Dr Mahathir had reasoned that with national debt of over RM1 trillion, Malaysia could not afford these projects. Although the Prime Minister said Chinese leaders understood Malaysia's situation, reactions of Chinese nationals on social media were unforgiving, with many suspecting he "has other motives".
EXTENT OF DAMAGE
Malaysia must remember that by targeting Chinese investors in an unreasonable way, this will scare away FDI from not only China, but also other countries.
DATUK KEITH LI, president of China Entrepreneurs Association in Malaysia, about foreign direct investment.
Total value in ringgit of Chinese deals in Malaysia.
Many see Dr Mahathir as attempting to increase Malaysia's bargaining power in the negotiation for compensation for the cancelled projects. On social media, there are also suggestions that Dr Mahathir is targeting his predecessor as most China-linked projects were launched during Najib's rule.
And with Chinese nationals all riled up by the cancellation of the ECRL, Dr Mahathir also recently ordered the tall walls surrounding Alliance Steel, a subsidiary of a China steel company which is investing US$1.4 billion (S$1.9 billion), to be demolished. This was seen as unreasonably targeting a genuine FDI.
Although the Foreign Ministry later clarified the leader had mistakenly thought that the wall was built around the whole Malaysia-China Kuantan Industrial Park (MCKIP) that includes the steel plant, the anger of Chinese nationals lingers.
Dr Mahathir's comments have caught the attention of China's Global Times, the mouthpiece of the Communist Party of China. In an editorial on Aug 28, it said: "Many words of Kuala Lumpur can spread to China via the Internet, causing different reactions. How the Chinese public sees China-Malaysia cooperation is by no means inconsequential to Malaysia's interests."
It noted that "while Dr Mahathir advocates pursuing a policy of expanding friendly cooperation with China... when it comes to specific China-funded projects, his remarks gave rise to confusion. Like this time, it is startling to equate the controversy surrounding a factory wall with state sovereignty".

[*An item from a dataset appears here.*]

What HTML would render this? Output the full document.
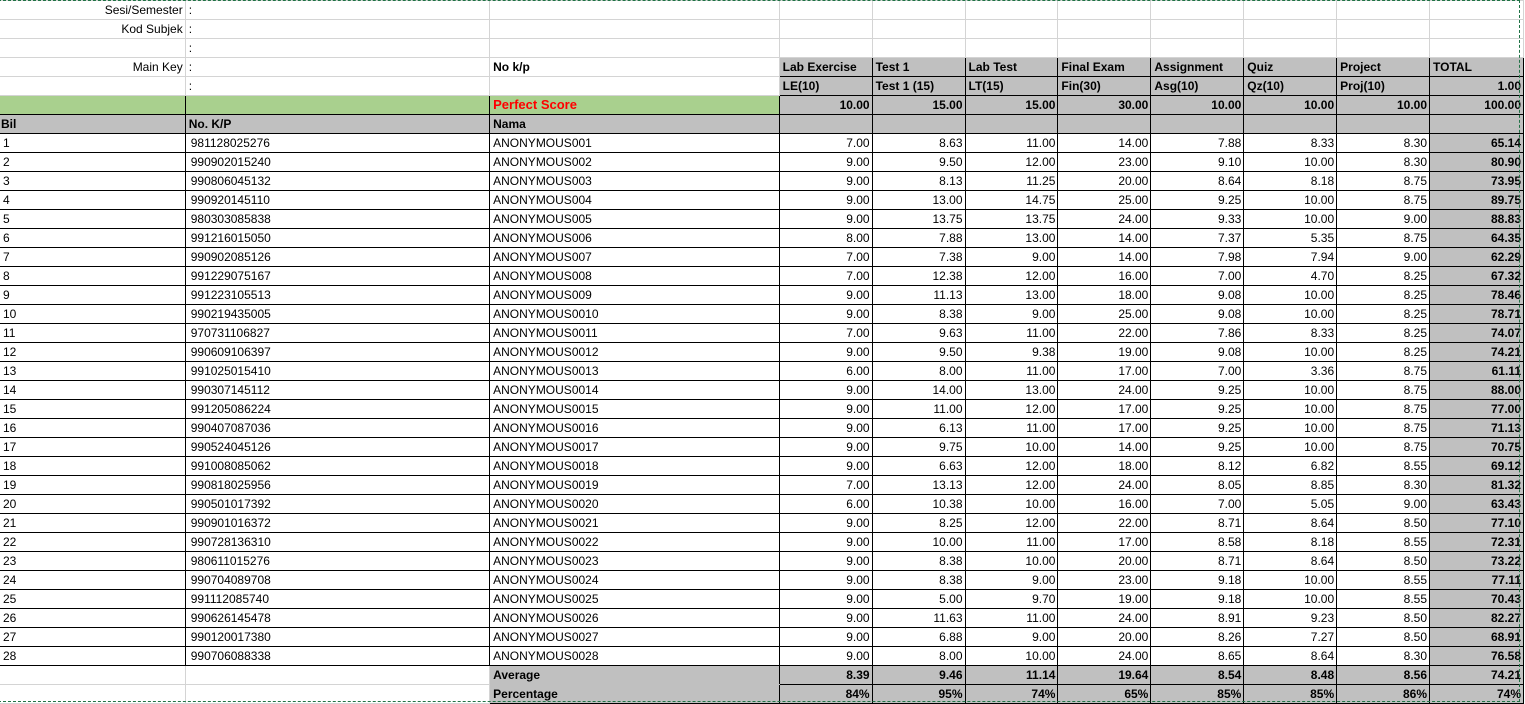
<!DOCTYPE html>
<html><head><meta charset="utf-8"><style>
body{margin:0;background:#fff;width:1525px;height:702px;overflow:hidden;position:relative;font-family:"Liberation Sans",Arial,sans-serif;font-size:12px;color:#000}
table{border-collapse:collapse;table-layout:fixed;position:absolute;left:-1px;top:0}
td{height:18px;padding:0 2px 0 3px;border:1px solid #d4d4d4;white-space:nowrap;overflow:hidden;line-height:18px}
td.r{text-align:right}
.k td{border-color:#000}
.g{background:#c0c0c0}
.gr{background:#a9d08e}
.b{font-weight:bold}
td.kb{border-color:#000}
.dash{position:absolute;left:-2px;top:0;width:1521px;height:700px;border:1px dashed #217346;border-left:none;pointer-events:none}
.t td:nth-child(11){background:#c0c0c0;font-weight:bold}
.t td:nth-child(2){padding-left:5px}
</style></head><body>
<table>
<colgroup><col style="width:186px"><col style="width:305px"><col style="width:290px"><col style="width:93px"><col style="width:93px"><col style="width:93px"><col style="width:93px"><col style="width:93px"><col style="width:93px"><col style="width:93px"><col style="width:94px"></colgroup>
<tr><td class="r">Sesi/Semester</td><td>:</td><td></td><td></td><td></td><td></td><td></td><td></td><td></td><td></td><td></td></tr>
<tr><td class="r">Kod Subjek</td><td>:</td><td></td><td></td><td></td><td></td><td></td><td></td><td></td><td></td><td></td></tr>
<tr><td></td><td>:</td><td></td><td></td><td></td><td></td><td></td><td></td><td></td><td></td><td></td></tr>
<tr><td class="r">Main Key</td><td>:</td><td class="b">No k/p</td><td class="g b kb">Lab Exercise</td><td class="g b kb">Test 1</td><td class="g b kb">Lab Test</td><td class="g b kb">Final Exam</td><td class="g b kb">Assignment</td><td class="g b kb">Quiz</td><td class="g b kb">Project</td><td class="g b kb">TOTAL</td></tr>
<tr><td></td><td>:</td><td></td><td class="g b kb">LE(10)</td><td class="g b kb">Test 1 (15)</td><td class="g b kb">LT(15)</td><td class="g b kb">Fin(30)</td><td class="g b kb">Asg(10)</td><td class="g b kb">Qz(10)</td><td class="g b kb">Proj(10)</td><td class="g b kb r">1.00</td></tr>
<tr class="k b"><td class="gr"></td><td class="gr"></td><td class="gr" style="color:#f00;font-size:13px">Perfect Score</td><td class="g r">10.00</td><td class="g r">15.00</td><td class="g r">15.00</td><td class="g r">30.00</td><td class="g r">10.00</td><td class="g r">10.00</td><td class="g r">10.00</td><td class="g r">100.00</td></tr>
<tr class="k b g"><td style="padding-left:1px">Bil</td><td>No. K/P</td><td>Nama</td><td></td><td></td><td></td><td></td><td></td><td></td><td></td><td></td></tr>
<tbody class="k t">
<tr><td>1</td><td>981128025276</td><td>ANONYMOUS001</td><td class="r">7.00</td><td class="r">8.63</td><td class="r">11.00</td><td class="r">14.00</td><td class="r">7.88</td><td class="r">8.33</td><td class="r">8.30</td><td class="r">65.14</td></tr>
<tr><td>2</td><td>990902015240</td><td>ANONYMOUS002</td><td class="r">9.00</td><td class="r">9.50</td><td class="r">12.00</td><td class="r">23.00</td><td class="r">9.10</td><td class="r">10.00</td><td class="r">8.30</td><td class="r">80.90</td></tr>
<tr><td>3</td><td>990806045132</td><td>ANONYMOUS003</td><td class="r">9.00</td><td class="r">8.13</td><td class="r">11.25</td><td class="r">20.00</td><td class="r">8.64</td><td class="r">8.18</td><td class="r">8.75</td><td class="r">73.95</td></tr>
<tr><td>4</td><td>990920145110</td><td>ANONYMOUS004</td><td class="r">9.00</td><td class="r">13.00</td><td class="r">14.75</td><td class="r">25.00</td><td class="r">9.25</td><td class="r">10.00</td><td class="r">8.75</td><td class="r">89.75</td></tr>
<tr><td>5</td><td>980303085838</td><td>ANONYMOUS005</td><td class="r">9.00</td><td class="r">13.75</td><td class="r">13.75</td><td class="r">24.00</td><td class="r">9.33</td><td class="r">10.00</td><td class="r">9.00</td><td class="r">88.83</td></tr>
<tr><td>6</td><td>991216015050</td><td>ANONYMOUS006</td><td class="r">8.00</td><td class="r">7.88</td><td class="r">13.00</td><td class="r">14.00</td><td class="r">7.37</td><td class="r">5.35</td><td class="r">8.75</td><td class="r">64.35</td></tr>
<tr><td>7</td><td>990902085126</td><td>ANONYMOUS007</td><td class="r">7.00</td><td class="r">7.38</td><td class="r">9.00</td><td class="r">14.00</td><td class="r">7.98</td><td class="r">7.94</td><td class="r">9.00</td><td class="r">62.29</td></tr>
<tr><td>8</td><td>991229075167</td><td>ANONYMOUS008</td><td class="r">7.00</td><td class="r">12.38</td><td class="r">12.00</td><td class="r">16.00</td><td class="r">7.00</td><td class="r">4.70</td><td class="r">8.25</td><td class="r">67.32</td></tr>
<tr><td>9</td><td>991223105513</td><td>ANONYMOUS009</td><td class="r">9.00</td><td class="r">11.13</td><td class="r">13.00</td><td class="r">18.00</td><td class="r">9.08</td><td class="r">10.00</td><td class="r">8.25</td><td class="r">78.46</td></tr>
<tr><td>10</td><td>990219435005</td><td>ANONYMOUS0010</td><td class="r">9.00</td><td class="r">8.38</td><td class="r">9.00</td><td class="r">25.00</td><td class="r">9.08</td><td class="r">10.00</td><td class="r">8.25</td><td class="r">78.71</td></tr>
<tr><td>11</td><td>970731106827</td><td>ANONYMOUS0011</td><td class="r">7.00</td><td class="r">9.63</td><td class="r">11.00</td><td class="r">22.00</td><td class="r">7.86</td><td class="r">8.33</td><td class="r">8.25</td><td class="r">74.07</td></tr>
<tr><td>12</td><td>990609106397</td><td>ANONYMOUS0012</td><td class="r">9.00</td><td class="r">9.50</td><td class="r">9.38</td><td class="r">19.00</td><td class="r">9.08</td><td class="r">10.00</td><td class="r">8.25</td><td class="r">74.21</td></tr>
<tr><td>13</td><td>991025015410</td><td>ANONYMOUS0013</td><td class="r">6.00</td><td class="r">8.00</td><td class="r">11.00</td><td class="r">17.00</td><td class="r">7.00</td><td class="r">3.36</td><td class="r">8.75</td><td class="r">61.11</td></tr>
<tr><td>14</td><td>990307145112</td><td>ANONYMOUS0014</td><td class="r">9.00</td><td class="r">14.00</td><td class="r">13.00</td><td class="r">24.00</td><td class="r">9.25</td><td class="r">10.00</td><td class="r">8.75</td><td class="r">88.00</td></tr>
<tr><td>15</td><td>991205086224</td><td>ANONYMOUS0015</td><td class="r">9.00</td><td class="r">11.00</td><td class="r">12.00</td><td class="r">17.00</td><td class="r">9.25</td><td class="r">10.00</td><td class="r">8.75</td><td class="r">77.00</td></tr>
<tr><td>16</td><td>990407087036</td><td>ANONYMOUS0016</td><td class="r">9.00</td><td class="r">6.13</td><td class="r">11.00</td><td class="r">17.00</td><td class="r">9.25</td><td class="r">10.00</td><td class="r">8.75</td><td class="r">71.13</td></tr>
<tr><td>17</td><td>990524045126</td><td>ANONYMOUS0017</td><td class="r">9.00</td><td class="r">9.75</td><td class="r">10.00</td><td class="r">14.00</td><td class="r">9.25</td><td class="r">10.00</td><td class="r">8.75</td><td class="r">70.75</td></tr>
<tr><td>18</td><td>991008085062</td><td>ANONYMOUS0018</td><td class="r">9.00</td><td class="r">6.63</td><td class="r">12.00</td><td class="r">18.00</td><td class="r">8.12</td><td class="r">6.82</td><td class="r">8.55</td><td class="r">69.12</td></tr>
<tr><td>19</td><td>990818025956</td><td>ANONYMOUS0019</td><td class="r">7.00</td><td class="r">13.13</td><td class="r">12.00</td><td class="r">24.00</td><td class="r">8.05</td><td class="r">8.85</td><td class="r">8.30</td><td class="r">81.32</td></tr>
<tr><td>20</td><td>990501017392</td><td>ANONYMOUS0020</td><td class="r">6.00</td><td class="r">10.38</td><td class="r">10.00</td><td class="r">16.00</td><td class="r">7.00</td><td class="r">5.05</td><td class="r">9.00</td><td class="r">63.43</td></tr>
<tr><td>21</td><td>990901016372</td><td>ANONYMOUS0021</td><td class="r">9.00</td><td class="r">8.25</td><td class="r">12.00</td><td class="r">22.00</td><td class="r">8.71</td><td class="r">8.64</td><td class="r">8.50</td><td class="r">77.10</td></tr>
<tr><td>22</td><td>990728136310</td><td>ANONYMOUS0022</td><td class="r">9.00</td><td class="r">10.00</td><td class="r">11.00</td><td class="r">17.00</td><td class="r">8.58</td><td class="r">8.18</td><td class="r">8.55</td><td class="r">72.31</td></tr>
<tr><td>23</td><td>980611015276</td><td>ANONYMOUS0023</td><td class="r">9.00</td><td class="r">8.38</td><td class="r">10.00</td><td class="r">20.00</td><td class="r">8.71</td><td class="r">8.64</td><td class="r">8.50</td><td class="r">73.22</td></tr>
<tr><td>24</td><td>990704089708</td><td>ANONYMOUS0024</td><td class="r">9.00</td><td class="r">8.38</td><td class="r">9.00</td><td class="r">23.00</td><td class="r">9.18</td><td class="r">10.00</td><td class="r">8.55</td><td class="r">77.11</td></tr>
<tr><td>25</td><td>991112085740</td><td>ANONYMOUS0025</td><td class="r">9.00</td><td class="r">5.00</td><td class="r">9.70</td><td class="r">19.00</td><td class="r">9.18</td><td class="r">10.00</td><td class="r">8.55</td><td class="r">70.43</td></tr>
<tr><td>26</td><td>990626145478</td><td>ANONYMOUS0026</td><td class="r">9.00</td><td class="r">11.63</td><td class="r">11.00</td><td class="r">24.00</td><td class="r">8.91</td><td class="r">9.23</td><td class="r">8.50</td><td class="r">82.27</td></tr>
<tr><td>27</td><td>990120017380</td><td>ANONYMOUS0027</td><td class="r">9.00</td><td class="r">6.88</td><td class="r">9.00</td><td class="r">20.00</td><td class="r">8.26</td><td class="r">7.27</td><td class="r">8.50</td><td class="r">68.91</td></tr>
<tr><td>28</td><td>990706088338</td><td>ANONYMOUS0028</td><td class="r">9.00</td><td class="r">8.00</td><td class="r">10.00</td><td class="r">24.00</td><td class="r">8.65</td><td class="r">8.64</td><td class="r">8.30</td><td class="r">76.58</td></tr>
</tbody>
<tr class="b"><td></td><td></td><td class="g kb" style="border-bottom-color:#c0c0c0">Average</td><td class="g kb r">8.39</td><td class="g kb r">9.46</td><td class="g kb r">11.14</td><td class="g kb r">19.64</td><td class="g kb r">8.54</td><td class="g kb r">8.48</td><td class="g kb r">8.56</td><td class="g kb r">74.21</td></tr>
<tr class="b"><td></td><td></td><td class="g kb" style="border-top-color:#c0c0c0">Percentage</td><td class="g kb r">84%</td><td class="g kb r">95%</td><td class="g kb r">74%</td><td class="g kb r">65%</td><td class="g kb r">85%</td><td class="g kb r">85%</td><td class="g kb r">86%</td><td class="g kb r">74%</td></tr>
</table>
<div class="dash"></div>
</body></html>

The MCKIP is co-owned by the Chinese, Malaysia's IJM Corp and the Pahang state government, and has drawn more than RM20 billion in Chinese FDI.
And then last week, Dr Mahathir said foreigners would be barred from buying residential units in the US$100 billion Forest City in Johor, causing another uproar.
Forest City is being developed by China's Country Garden Holdings, and aims to eventually house 700,000 people. As about 70 per cent of the home buyers are Chinese, some locals fear it could turn into a Chinatown. Country Garden has said all its property transactions complied with Malaysian laws.
Forest City and the ECRL, together with major construction contracts won by the Chinese and the inflow of industrial investments, bring the total value of Chinese deals to over RM600 billion in Malaysia.
If Dr Mahathir's comments on Forest City were meant to target the project and its owners, his move has certainly backfired.
The country will have to pay a price for his off-the-cuff statement.
The "new policy" will have serious ramifications as it will hit the value of properties not just in Forest City, but also in other China-linked and non-Chinese projects. Country Garden's Danga Bay project in Johor will also be hit. It faces a more daunting task to sell the balance of about 2,000 units, according to The Star's Starbiz section. Other Chinese developers like R&F Princess Cove and Greenland Group will be affected.
The change in government and the insensitive remarks on China-funded projects have turned Malaysia into a high-risk investment destination for the Chinese, according to Mr Li. "In the immediate future, more tourists from China are likely to shy away from Malaysia," Mr Li added. "Malaysia may not hit the target of having three million visits from China this year."